*Directions:* In the material below, please retype the lines from the very first through the one with "const marks: Record<number, Mark>", exactly and without pictures.

****************************************

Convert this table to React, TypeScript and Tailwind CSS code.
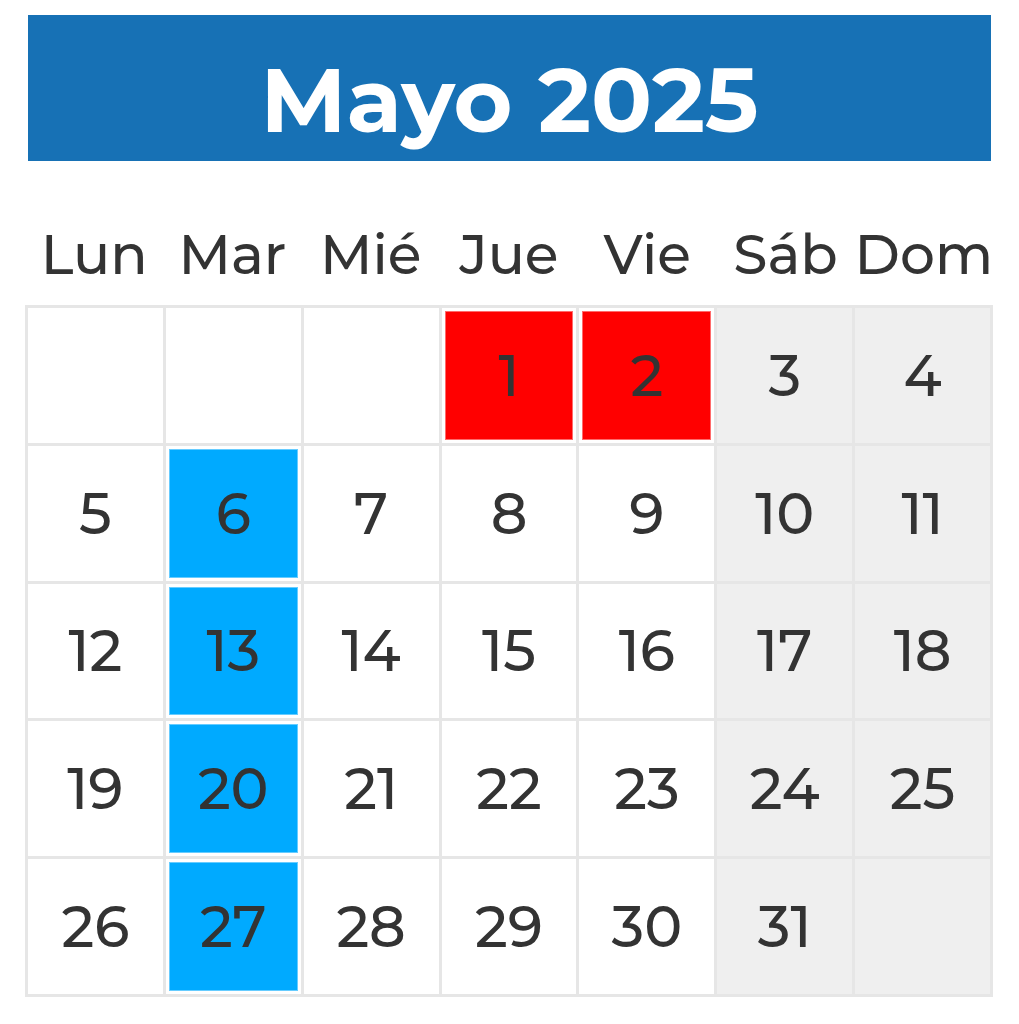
const days = ['Lun', 'Mar', 'Mié', 'Jue', 'Vie', 'Sáb', 'Dom'];

type Mark = 'red' | 'blue' | undefined;

const cells: (number | null)[] = [
  null, null, null, 1, 2, 3, 4,
  5, 6, 7, 8, 9, 10, 11,
  12, 13, 14, 15, 16, 17, 18,
  19, 20, 21, 22, 23, 24, 25,
  26, 27, 28, 29, 30, 31, null,
];

const marks: Record<number, Mark> = { 1: 'red', 2: 'red', 6: 'blue', 13: 'blue', 20: 'blue', 27: 'blue' };

function DayCell({ day, weekend }: { day: number | null; weekend: boolean }) {
  const mark = day ? marks[day] : undefined;
  const bg = weekend ? 'bg-[#efefef]' : 'bg-white';

  if (mark) {
    const inner = mark === 'red' ? 'bg-[#ff0000] border-[#ff6b6b]' : 'bg-[#00aaff] border-[#66ccff]';
    return (
      <div className={`${bg} p-[3px]`}>
        <div className={`${inner} border w-full h-full flex items-center justify-center`}>
          <span className="text-[57px] font-medium leading-none text-[#333333]">{day}</span>
        </div>
      </div>
    );
  }

  return (
    <div className={`${bg} flex items-center justify-center`}>
      {day && <span className="text-[57px] font-medium leading-none text-[#333333]">{day}</span>}
    </div>
  );
}

export default function App() {
  return (
    <div
      className="w-[1019px] h-[1024px] bg-white overflow-hidden"
      style={{ fontFamily: '"Montserrat", Inter, "Open Sans", sans-serif' }}
    >
      {/* Title */}
      <div className="ml-[28px] mt-[15px] w-[963px] h-[146px] pt-[24px] bg-[#1771b5] flex items-center justify-center">
        <h1 className="text-[90px] font-bold text-white leading-none">Mayo 2025</h1>
      </div>

      {/* Weekday names */}
      <div className="ml-[25px] w-[968px] h-[144px] grid grid-cols-7">
        {days.map((d) => (
          <div key={d} className="flex items-end justify-center pb-[23px]">
            <span className="text-[55px] font-medium leading-none text-[#333333]">{d}</span>
          </div>
        ))}
      </div>

      {/* Month grid */}
      <div className="ml-[25px] w-[968px] h-[692px] grid grid-cols-7 grid-rows-5 gap-[3px] p-[3px] bg-[#e6e6e6]">
        {cells.map((day, i) => (
          <DayCell key={i} day={day} weekend={i % 7 >= 5} />
        ))}
      </div>
    </div>
  );
}
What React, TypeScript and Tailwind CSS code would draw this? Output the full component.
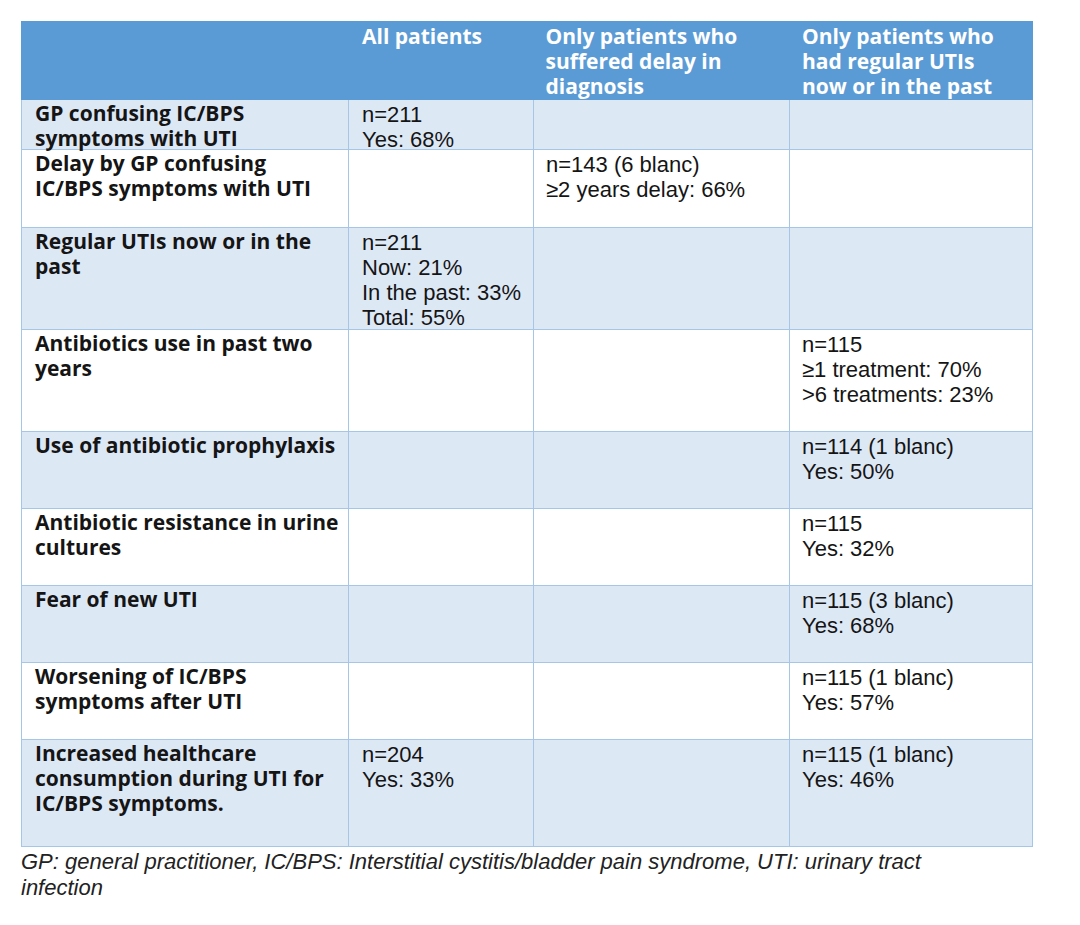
import React from "react";

type Row = {
  label: string[];
  all?: string[];
  delay?: string[];
  uti?: string[];
  h: string;
  shade: boolean;
};

const rows: Row[] = [
  { label: ["GP confusing IC/BPS", "symptoms with UTI"], all: ["n=211", "Yes: 68%"], h: "h-[50px]", shade: true },
  { label: ["Delay by GP confusing", "IC/BPS symptoms with UTI"], delay: ["n=143 (6 blanc)", "≥2 years delay: 66%"], h: "h-[78px]", shade: false },
  { label: ["Regular UTIs now or in the", "past"], all: ["n=211", "Now: 21%", "In the past: 33%", "Total: 55%"], h: "h-[102px]", shade: true },
  { label: ["Antibiotics use in past two", "years"], uti: ["n=115", "≥1 treatment: 70%", ">6 treatments: 23%"], h: "h-[102px]", shade: false },
  { label: ["Use of antibiotic prophylaxis"], uti: ["n=114 (1 blanc)", "Yes: 50%"], h: "h-[77px]", shade: true },
  { label: ["Antibiotic resistance in urine", "cultures"], uti: ["n=115", "Yes: 32%"], h: "h-[77px]", shade: false },
  { label: ["Fear of new UTI"], uti: ["n=115 (3 blanc)", "Yes: 68%"], h: "h-[77px]", shade: true },
  { label: ["Worsening of IC/BPS", "symptoms after UTI"], uti: ["n=115 (1 blanc)", "Yes: 57%"], h: "h-[77px]", shade: false },
  { label: ["Increased healthcare", "consumption during UTI for", "IC/BPS symptoms."], all: ["n=204", "Yes: 33%"], uti: ["n=115 (1 blanc)", "Yes: 46%"], h: "h-[107px]", shade: true },
];

// negative bottom margin keeps the padded text from stretching the fixed row heights
function Lines({ items }: { items?: string[] }) {
  if (!items) return null;
  return (
    <div className="-mb-[8px]">
      {items.map((t, i) => (
        <div key={i} className="whitespace-nowrap">{t}</div>
      ))}
    </div>
  );
}

const bold = "font-['Open_Sans','Liberation_Sans',sans-serif] font-bold text-[21px]";
const plain = "font-['Liberation_Sans',Arial,sans-serif] text-[22px]";

export default function App() {
  return (
    <div className="w-[1080px] h-[925px] bg-white pt-[21px] pl-[21px]">
      <table className="border-collapse table-fixed w-[1011px] leading-[25px] text-[#151515]">
        <colgroup>
          <col className="w-[327px]" />
          <col className="w-[185px]" />
          <col className="w-[256px]" />
          <col className="w-[243px]" />
        </colgroup>
        <thead>
          <tr className={`h-[77px] bg-[#5b9bd5] text-white ${bold}`}>
            <th className="border border-[#5b9bd5] align-top"></th>
            <th className="border-y border-[#5b9bd5] align-top text-left font-bold pl-[13px] pt-[2px]">All patients</th>
            <th className="border-y border-[#5b9bd5] align-top text-left font-bold pl-[12px] pt-[2px]">
              Only patients who
              <br />
              suffered delay in
              <br />
              diagnosis
            </th>
            <th className="border border-[#5b9bd5] align-top text-left font-bold pl-[12px] pt-[2px]">
              Only patients who
              <br />
              had regular UTIs
              <br />
              now or in the past
            </th>
          </tr>
        </thead>
        <tbody>
          {rows.map((r, i) => (
            <tr key={i} className={`${r.h} ${r.shade ? "bg-[#dde8f5]" : "bg-white"}`}>
              <td className={`border border-[#a6c6e7] align-top pl-[13px] pt-[1px] ${bold}`}>
                <Lines items={r.label} />
              </td>
              <td className={`border border-[#a6c6e7] align-top pl-[13px] pt-[2px] ${plain}`}>
                <Lines items={r.all} />
              </td>
              <td className={`border border-[#a6c6e7] align-top pl-[12px] pt-[2px] ${plain}`}>
                <Lines items={r.delay} />
              </td>
              <td className={`border border-[#a6c6e7] align-top pl-[12px] pt-[2px] ${plain}`}>
                <Lines items={r.uti} />
              </td>
            </tr>
          ))}
        </tbody>
      </table>
      <p className={`mt-[2px] italic leading-[26px] text-[#222] ${plain}`}>
        GP: general practitioner, IC/BPS: Interstitial cystitis/bladder pain syndrome, UTI: urinary tract
        <br />
        infection
      </p>
    </div>
  );
}
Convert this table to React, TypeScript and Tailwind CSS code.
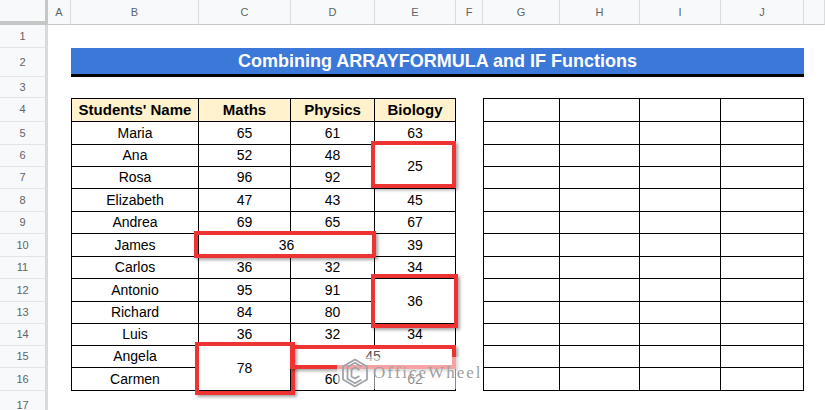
import React from 'react';

const columns = [
  { label: 'A', w: 'w-[23px]' },
  { label: 'B', w: 'w-[128px]' },
  { label: 'C', w: 'w-[92px]' },
  { label: 'D', w: 'w-[84px]' },
  { label: 'E', w: 'w-[81px]' },
  { label: 'F', w: 'w-[27px]' },
  { label: 'G', w: 'w-[77px]' },
  { label: 'H', w: 'w-[80px]' },
  { label: 'I', w: 'w-[81px]' },
  { label: 'J', w: 'w-[83px]' },
  { label: '', w: 'flex-1' },
];

const rowHeights = [
  'h-[23px]', 'h-[29px]', 'h-[21px]', 'h-[24px]', 'h-[23px]', 'h-[22px]', 'h-[22px]', 'h-[23px]', 'h-[22px]',
  'h-[23px]', 'h-[22px]', 'h-[23px]', 'h-[22px]', 'h-[22px]', 'h-[22px]', 'h-[23px]', 'h-[30px]',
];

type Cell = { text: string; span?: string; box?: string; faded?: boolean };

// cells in reading order, merged cells carry span + the red highlight offsets
const rows: Cell[][] = [
  [{ text: 'Maria' }, { text: '65' }, { text: '61' }, { text: '63' }],
  [{ text: 'Ana' }, { text: '52' }, { text: '48' }, { text: '25', span: 'row-span-2', box: '-left-[4px] -top-[4px] -right-[1px] bottom-0' }],
  [{ text: 'Rosa' }, { text: '96' }, { text: '92' }],
  [{ text: 'Elizabeth' }, { text: '47' }, { text: '43' }, { text: '45' }],
  [{ text: 'Andrea' }, { text: '69' }, { text: '65' }, { text: '67' }],
  [{ text: 'James' }, { text: '36', span: 'col-span-2', box: '-left-[5px] -top-[3px] -right-[2px] -bottom-[2px]' }, { text: '39' }],
  [{ text: 'Carlos' }, { text: '36' }, { text: '32' }, { text: '34' }],
  [{ text: 'Antonio' }, { text: '95' }, { text: '91' }, { text: '36', span: 'row-span-2', box: '-left-[4px] -top-[5px] -right-[3px] -bottom-[5px]' }],
  [{ text: 'Richard' }, { text: '84' }, { text: '80' }],
  [{ text: 'Luis' }, { text: '36' }, { text: '32' }, { text: '34' }],
  [{ text: 'Angela' }, { text: '78', span: 'row-span-2', box: '-left-[4px] -top-[4px] -right-[5px] -bottom-[5px]' }, { text: '45', span: 'col-span-2', box: '-left-[1px] -top-[1px] -right-[1px] -bottom-[2px]', faded: true }],
  [{ text: 'Carmen' }, { text: '60' }, { text: '62' }],
];

const heads = ["Students' Name", 'Maths', 'Physics', 'Biology'];

const tableRows = 'grid-rows-[23px_23px_22px_22px_23px_22px_23px_22px_23px_22px_22px_22px_23px]';

function Logo() {
  return (
    <svg width="28" height="30" viewBox="0 0 28 30" fill="none" stroke="#a0a4a8" strokeWidth="1.8" strokeLinejoin="round">
      <path d="M14 1.5 L26 8.5 L26 21.5 L14 28.5 L2 21.5 L2 8.5 Z" />
      <path d="M20.5 8.5 L14 4.8 L6.5 9 L6.5 21 L14 25.2 L20.5 21.5" />
      <path d="M18.5 12 L14 9.5 L10.5 11.5 L10.5 18.5 L14 20.5 L18.5 18" />
    </svg>
  );
}

export default function App() {
  return (
    <div className="relative w-[825px] h-[410px] overflow-hidden bg-white font-['Liberation_Sans',Arial,sans-serif]">
      {/* column letters */}
      <div className="flex h-[25px]">
        <div className="w-[48px] h-[25px] bg-[#f8f9fa] border-r-[3px] border-b-[4px] border-[#c4c7c5]" />
        {columns.map((c, i) => (
          <div
            key={i}
            className={`${c.w} h-[25px] flex items-center justify-center bg-[#f8f9fa] border-r border-b border-r-[#dadce0] border-b-[#c4c7c5] text-[11px] text-[#5f6368]`}
          >
            {c.label}
          </div>
        ))}
      </div>

      <div className="flex">
        {/* row numbers */}
        <div className="w-[48px] shrink-0 flex flex-col">
          {rowHeights.map((h, i) => (
            <div
              key={i}
              className={`${h} flex items-center justify-center bg-[#f8f9fa] border-b border-r-[3px] border-b-[#e2e3e3] border-r-[#d9dadb] text-[11px] text-[#5f6368]`}
            >
              {i + 1}
            </div>
          ))}
        </div>

        {/* sheet body */}
        <div className="flex-1 flex flex-col">
          <div className="h-[23px]" />
          <div className="ml-[23px] w-[733px] h-[29px] bg-[#3c78d8] border-b-[3px] border-black flex items-center justify-center text-white font-bold text-[18px]">
            Combining ARRAYFORMULA and IF Functions
          </div>
          <div className="h-[21px]" />

          <div className="flex ml-[23px] gap-[27px]">
            <div className={`grid grid-cols-[127px_92px_84px_81px] ${tableRows} border-l border-t border-black text-black`}>
              {heads.map((h) => (
                <div key={h} className="flex items-center justify-center border-r border-b border-black bg-[#fff2cc] font-bold text-[15px]">
                  {h}
                </div>
              ))}
              {rows.map((r, ri) =>
                r.map((c, ci) => (
                  <div
                    key={`${ri}-${ci}`}
                    className={`relative flex items-center justify-center border-r border-b border-black text-[14px] ${c.span ?? ''} ${c.faded ? 'text-[#555]' : ''}`}
                  >
                    {c.text}
                    {c.box && (
                      <div className={`absolute z-10 ${c.box} border-4 border-[#ee3333] shadow-[2px_2px_3px_rgba(0,0,0,0.35)]`} />
                    )}
                  </div>
                ))
              )}
            </div>

            <div className={`grid grid-cols-[76px_80px_81px_83px] ${tableRows} border-l border-t border-black`}>
              {Array.from({ length: 52 }).map((_, i) => (
                <div key={i} className="border-r border-b border-black" />
              ))}
            </div>
          </div>
        </div>
      </div>

      {/* watermark */}
      <div className="absolute z-20 left-[337px] top-[357px] w-[146px] h-[32px] bg-white/55 flex items-center gap-[4px] pl-[4px] overflow-hidden">
        <Logo />
        <span className="font-['Liberation_Serif',serif] text-[17px] tracking-[2px] text-[#a0a0a0] whitespace-nowrap">OfficeWheel</span>
      </div>
    </div>
  );
}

****************************************

*Exercise response:*
Convert this table to React, TypeScript and Tailwind CSS code.
const days = ['Lun', 'Mar', 'Mié', 'Jue', 'Vie', 'Sáb', 'Dom'];

type Mark = 'red' | 'blue' | undefined;

const cells: (number | null)[] = [
  null, null, null, 1, 2, 3, 4,
  5, 6, 7, 8, 9, 10, 11,
  12, 13, 14, 15, 16, 17, 18,
  19, 20, 21, 22, 23, 24, 25,
  26, 27, 28, 29, 30, 31, null,
];

const marks: Record<number, Mark> = { 1: 'red', 2: 'red', 6: 'blue', 13: 'blue', 20: 'blue', 27: 'blue' };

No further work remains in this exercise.